Movie Review: The relentless cruelty of “Pin Cushion” sticks with you

pincushion

Deborah Haywood’s “Pin Cushion” is an easy film to laud, a hard one to warm up to.

It’s about the psychic toll of bullying, as both a fresh experience, new to the young, and what a lifetime of it can do to you.

You can tell by looking at her that Lyn has dealt with it forever. The hump on her back singled her out, pretty much from birth. She dresses oddly, isn’t quite immune to the stares she gets or the insults callous children have never been taught to hurl her way in her corner of Little Britain.

“She looks like the village idiot!”

She collects tchotkes and we can’t tell if she’s ever had a job or a beau.

One thing we do know about Lyn, played with a dazed, almost punch-drunk empathy by Joanna Scanlan of “Notes on a Scandal,” is that she had sex — at least once. She dotes on her wide-eyed daughter, Iona (Lily Newmark). But Iona is entering her middle teens, and if asked, will say her Mum’s “an air hostess” if she can get away with it. She’s ashamed.

And when the mean girls at school seem to take an interest in naive, plain Iona, that’s only going to get worse.

“The girls at school wear makeup. I think I might like some.”

“Makeup gives boys the wrong idea,” Mum counsels.

Daz (Loris Scarpa) may be just that sort of boy. But he seems nice enough, and Iona is smitten.

Mean girls in the movies always travel in packs of three, and we know by conditioning what cruel Stacie, Keeley and might-be-reachable Chelsea could be up to with Iona. As desperate as the new girl is to connect, make friends, as desperate as her mother is for her to have that, neither of them absorbs the warning signs or keeps her guard up.

Hayward piles on the indignities, the graffiti-shaming, insults and rank hostility Lyn and eventually Iona must deal with. It can be heartbreaking, even as you hope for some “Carrie” moment of comeuppance.

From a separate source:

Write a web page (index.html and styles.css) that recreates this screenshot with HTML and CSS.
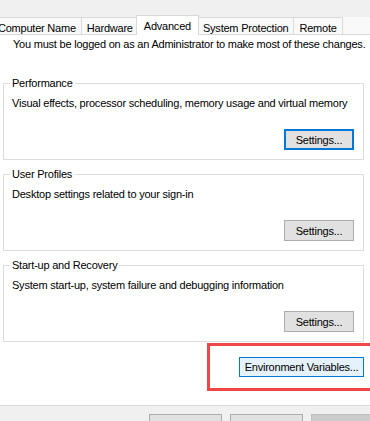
FILE: index.html
```html
<!DOCTYPE html>
<html lang="en">
<head>
    <meta charset="UTF-8">
    <meta name="viewport" content="width=device-width, initial-scale=1.0">
    <title>System Properties</title>
    <link rel="stylesheet" href="styles.css">
</head>
<body>
    <div class="dialog">
        <div class="tabs">
            <div class="tab">Computer Name</div>
            <div class="tab">Hardware</div>
            <div class="tab active">Advanced</div>
            <div class="tab">System Protection</div>
            <div class="tab">Remote</div>
        </div>

        <div class="page">
            <p class="note">You must be logged on as an Administrator to make most of these changes.</p>

            <fieldset class="group">
                <legend>Performance</legend>
                <p class="group-text">Visual effects, processor scheduling, memory usage and virtual memory</p>
                <div class="group-actions">
                    <button class="btn default">Settings...</button>
                </div>
            </fieldset>

            <fieldset class="group">
                <legend>User Profiles</legend>
                <p class="group-text">Desktop settings related to your sign-in</p>
                <div class="group-actions">
                    <button class="btn">Settings...</button>
                </div>
            </fieldset>

            <fieldset class="group">
                <legend>Start-up and Recovery</legend>
                <p class="group-text">System start-up, system failure and debugging information</p>
                <div class="group-actions">
                    <button class="btn">Settings...</button>
                </div>
            </fieldset>

            <div class="env-row">
                <button class="btn env">Environment Variables...</button>
            </div>
        </div>

        <div class="footer">
            <button class="btn footer-btn">OK</button>
            <button class="btn footer-btn">Cancel</button>
            <button class="btn footer-btn" disabled>Apply</button>
        </div>
    </div>

    <!-- annotation box drawn over the screenshot -->
    <div class="highlight"></div>
</body>
</html>
```

FILE: styles.css
```css
body {
    margin: 0;
    background-color: #f0f0f0;
    color: #000;
    font-family: 'Liberation Sans', Arial, sans-serif;
    font-size: 11px;
    letter-spacing: -0.22px;
    overflow: hidden;
}

.dialog {
    width: 400px;
    margin-left: -8px;
    padding-top: 17px;
    background-color: #f0f0f0;
}

/* tab strip */

.tabs {
    display: flex;
    align-items: flex-end;
    height: 17px;
    background-color: #f9f9f9;
    position: relative;
    z-index: 1;
}

.tab {
    height: 17px;
    box-sizing: border-box;
    padding: 4px 5px 0;
    line-height: 13px;
    margin-right: -1px;
    border: 1px solid #d9d9d9;
    border-bottom: none;
    background-color: #f9f9f9;
    white-space: nowrap;
}

.tab.active {
    height: 20px;
    margin: 0 -2px -1px -2px;
    padding: 4px 7px 0;
    background-color: #fff;
    position: relative;
}

/* tab page */

.page {
    background-color: #fff;
    border: 1px solid #d9d9d9;
    padding: 2px 27px 28px 10px;
}

.note {
    margin: 0 0 25px 10px;
    line-height: 14px;
    white-space: nowrap;
}

.group {
    margin: 0 0 7px 0;
    padding: 6px 9px 9px 8px;
    min-width: 0;
    border: 1px solid #dcdcdc;
}

.group legend {
    margin-left: -2px;
    padding: 0 2px;
    line-height: 14px;
}

.group-text {
    margin: 0;
    line-height: 14px;
}

.group-actions {
    display: flex;
    justify-content: flex-end;
    margin-top: 19px;
}

.btn {
    width: 70px;
    height: 21px;
    padding: 0;
    box-sizing: border-box;
    font-family: inherit;
    font-size: 11px;
    letter-spacing: -0.22px;
    color: #000;
    background-color: #e1e1e1;
    border: 1px solid #adadad;
    border-radius: 0;
}

.btn.default {
    border: 2px solid #0078d7;
}

.env-row {
    display: flex;
    justify-content: flex-end;
    margin-top: 15px;
}

.btn.env {
    width: 125px;
    height: 20px;
    background-color: #e5f1fb;
    border-color: #0078d7;
}

/* bottom buttons */

.footer {
    display: flex;
    justify-content: flex-end;
    gap: 8px;
    padding: 8px 8px 8px 0;
}

.footer-btn {
    width: 73px;
}

.footer-btn:disabled {
    background-color: #cccccc;
    border-color: #bfbfbf;
    color: #838383;
}

.highlight {
    position: absolute;
    left: 207px;
    top: 343px;
    width: 170px;
    height: 48px;
    box-sizing: border-box;
    border: 3px solid #f04646;
}
```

Young Newmark, of TV’s “Emerald City,” captures the neediness a kid that age carries around with her. But Scanlan shows how the bullied never outgrow that, and she lets us see Lyn stagger under the blows delivered by rude neighbors, one a mean girl who never outgrew that meanness.

Because most of us know they don’t.

 

The relentless cruelty here grows harder and harder to endure because Hayward never lets Lyn, or us, off the hook. Lyn crumbles, and we crumble with her, hoping against hope she will stand up for herself and make that a teachable moment for a daughter who otherwise faces a future almost as bleak as her own.

But the movie’s object lesson, though I hesitate to call it that, connects more with the current zeitgeist where bullying and its origins are treated as something society can identify and by mere appeal to a bully’s conscience, eliminate.

Since time immemorial, there has been but one proven, moral and righteous way to deal with bullies. “A punch in the nose” is all they understand, the famed columnist Mike Royko put it in a less namby-pamby era. Bullies don’t “learn” feelings and respect.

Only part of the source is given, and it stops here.